RM Sotheby’s to sell unique ex-Le Mans Aston Martin DP215 in Monterey

Completing its spectacular trilogy of Monterey headliners, RM Sotheby’s has announced that it will offer the sole Aston Martin DP215, one of the marque’s most significant factory Le Mans racers, at its flagship sale in California on 24–25 August…

With a 1962 Ferrari 250 GTO and a Le Mans podium-finishing Ford GT40 on the books, you’d think RM Sotheby’s would be quite content with its forthcoming Monterey sale on 24–25 August. But quite the contrary – the Canadian auction house has just announced that it will sell another important golden-era sports car, the Aston Martin DP215.

Daring Design Project

The DP215 followed the DP212 and the DP214 as the final factory-built ‘Design Prototype’ sports-racing Aston Martin. Built at the request of John Wyer, the unique car was developed just two months before the 24 Hours of Le Mans in 1963, where it was to be driven by Phil Hill and Lucien Bianchi.

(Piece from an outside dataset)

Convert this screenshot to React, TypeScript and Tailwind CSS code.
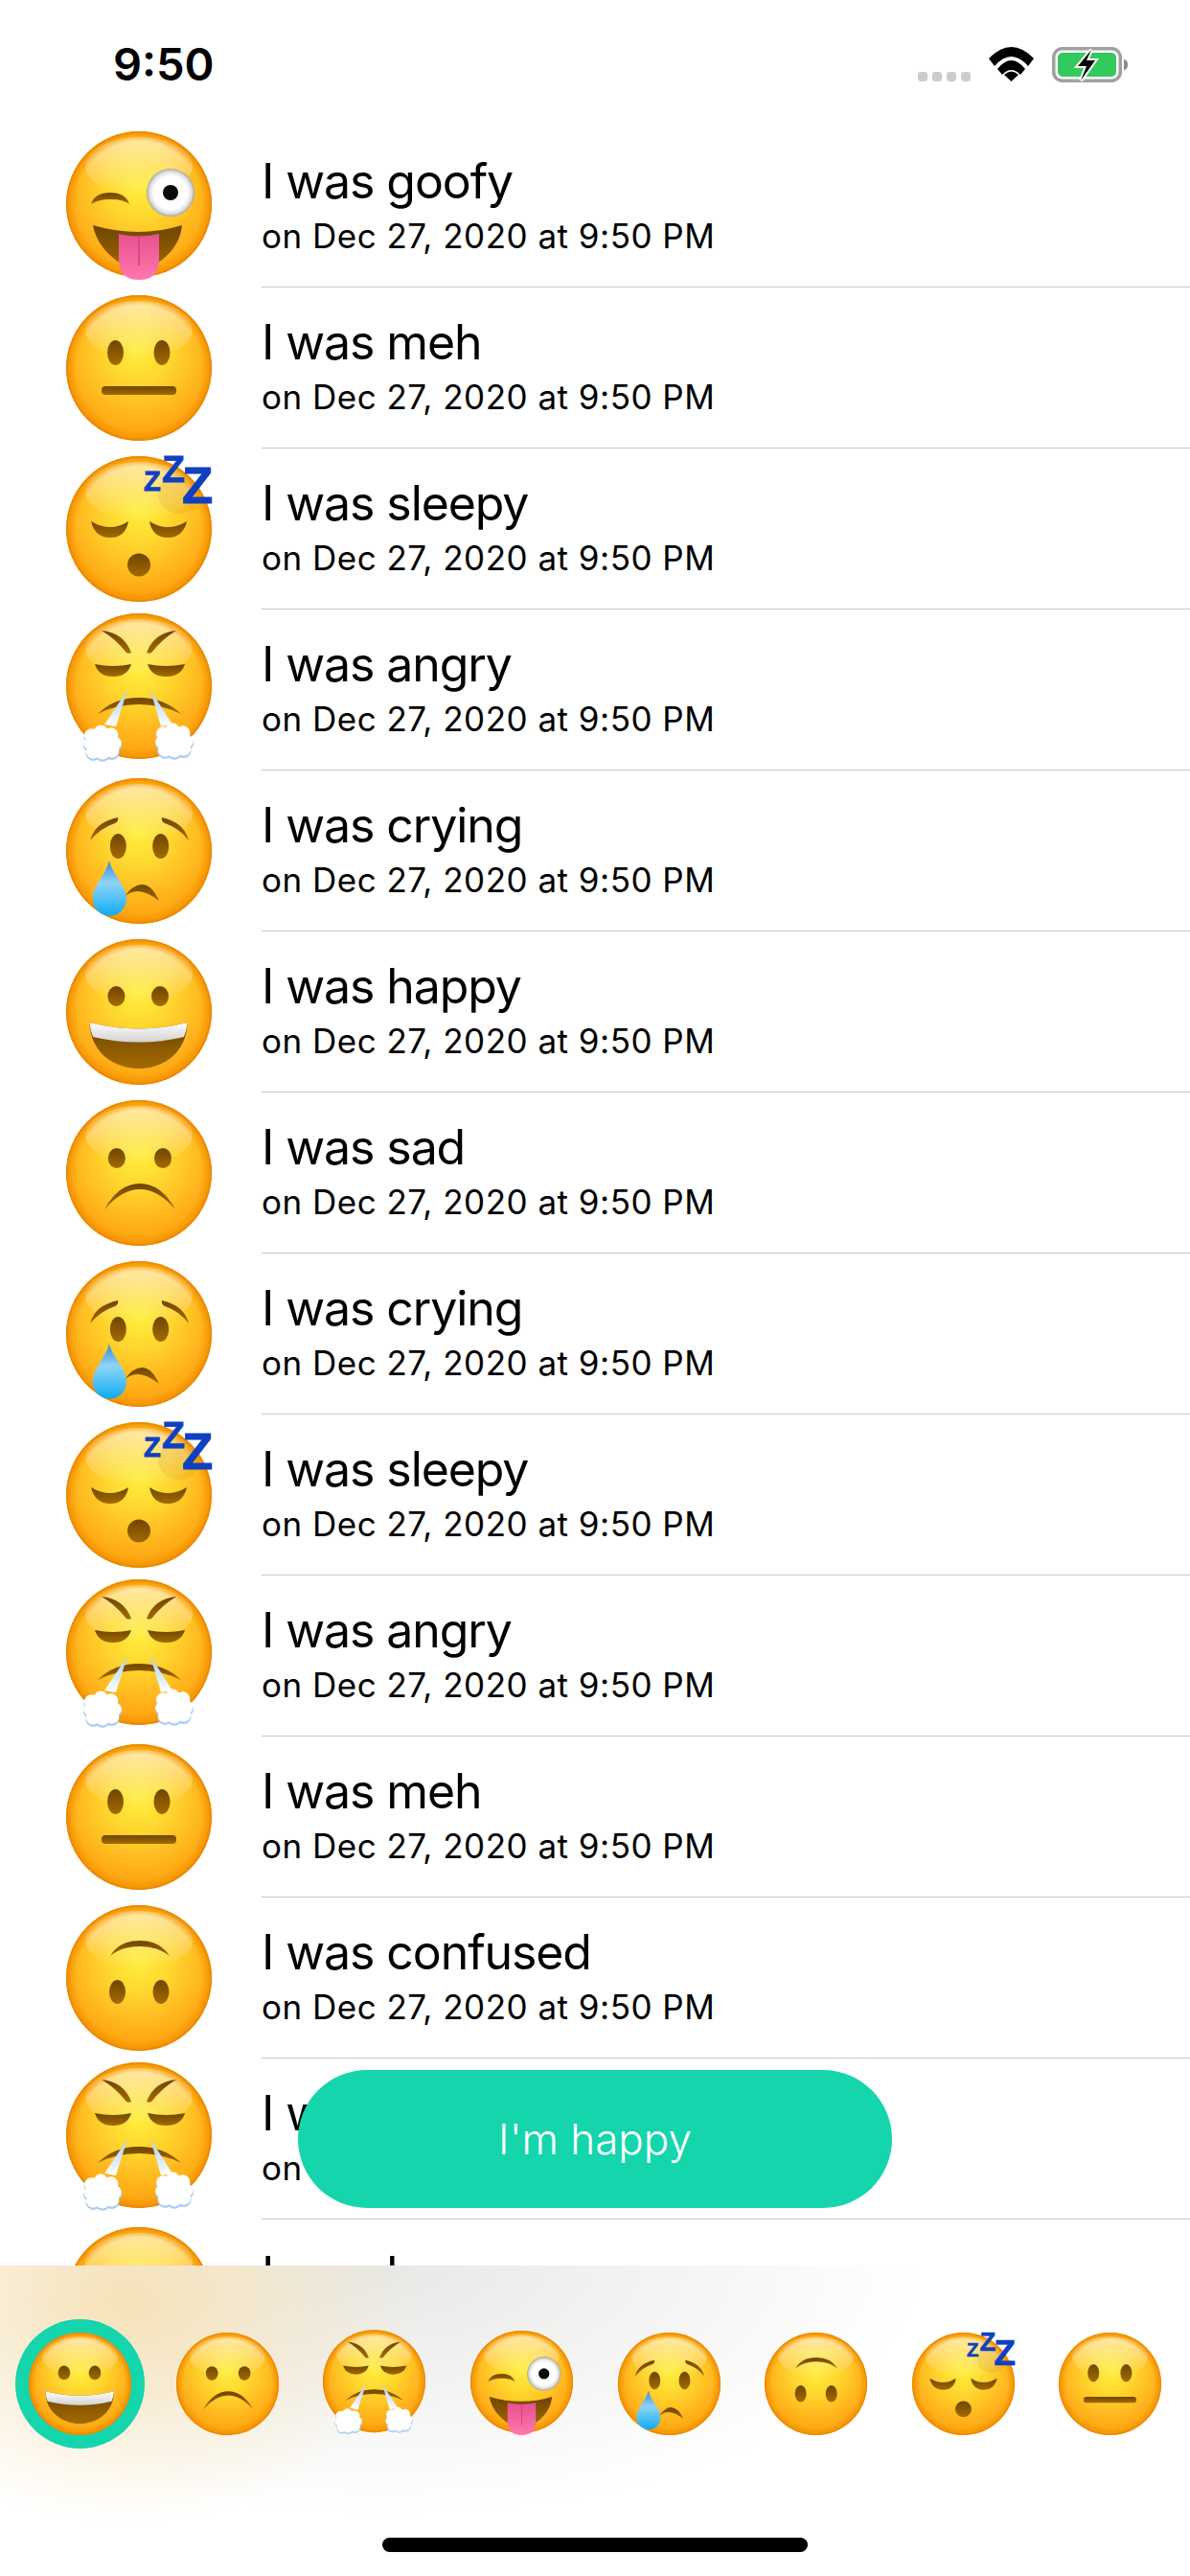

A converted DB4GT this was certainly not – using expertise learned from the previous ‘DP’ cars, chief engineer Ted Cutting designed the DP215, utilising a modified box-frame chassis, in which the DP212’s four-litre straight-six was mounted 10 inches further back than in the previous car, independent rear suspension, and an ultra-aerodynamic body crafted from feather-light magnesium/aluminium alloy. 

Record-breaker

Indeed, at Le Mans, the DP215 recorded an astonishing 198.6mph on the Mulsanne Straight and became the first car to officially exceed 300kph at the Circuit de la Sarthe. Alas, despite the remarkable pace (it lapped some 12 seconds quicker than the Ferrari 250 GTOs), the DBR1-type gearbox failed just two hours into the race. The car would enter just one more race in 1963 before the Aston Martin Racing Department was closed for good.

Clearly aware of its potential, Aston retained the car for testing purposes, though disaster struck in 1966 when it was involved in an accident on the M1 motorway. Without its engine (this wound up in Colin Crabbe’s DP214) and its gearbox, the car was sold to Malcolm Calvert in 1974 and so began a long-term restoration that would take decades to truly return the DP215 to its former and authentic glory.

In 1976, Nigel Dawes bought the car and consulted closely with Ted Cutting himself on the continued restoration. By the time the DP215 came into the possession of renowned historic racing drivers Neil and Nigel Corner, the car was missing only its original engine and the correct-type transmission (the original gearbox was lost to eternity after the accident in 1966). Again, Cutting was consulted and a correct-type S532 transmission was painstakingly built by R.S. Williams and Crosthwaite & Gardiner. 

Whole again

The proverbial cherry on the cake, however, came when the Corners managed to obtain and install the car’s original engine – numbered 400/215/1 – after it had spent over 50 years in the DP214. “From a driving point of view, the acceleration in second and third gears always caused the hairs on the back of my hand to stand up,” commented Neil Corner. “The previous engine fitted to the car was giving 372bhp on the dyno, which gives some indication as that what extent the original engine, now fitted to the car, could be developed.”

This sensational Aston Martin, which we think takes aesthetic cues from the some of the period’s best-looking sports cars, is now waiting for a new owner to drive and enjoy it as much as the Corners have over the past 16-or-so years. Representing the end of the David Brown era and the pinnacle of Aston Martin’s competition activities in the 1960s, the DP215 has an attached pre-sale estimate of 20–25m US dollars.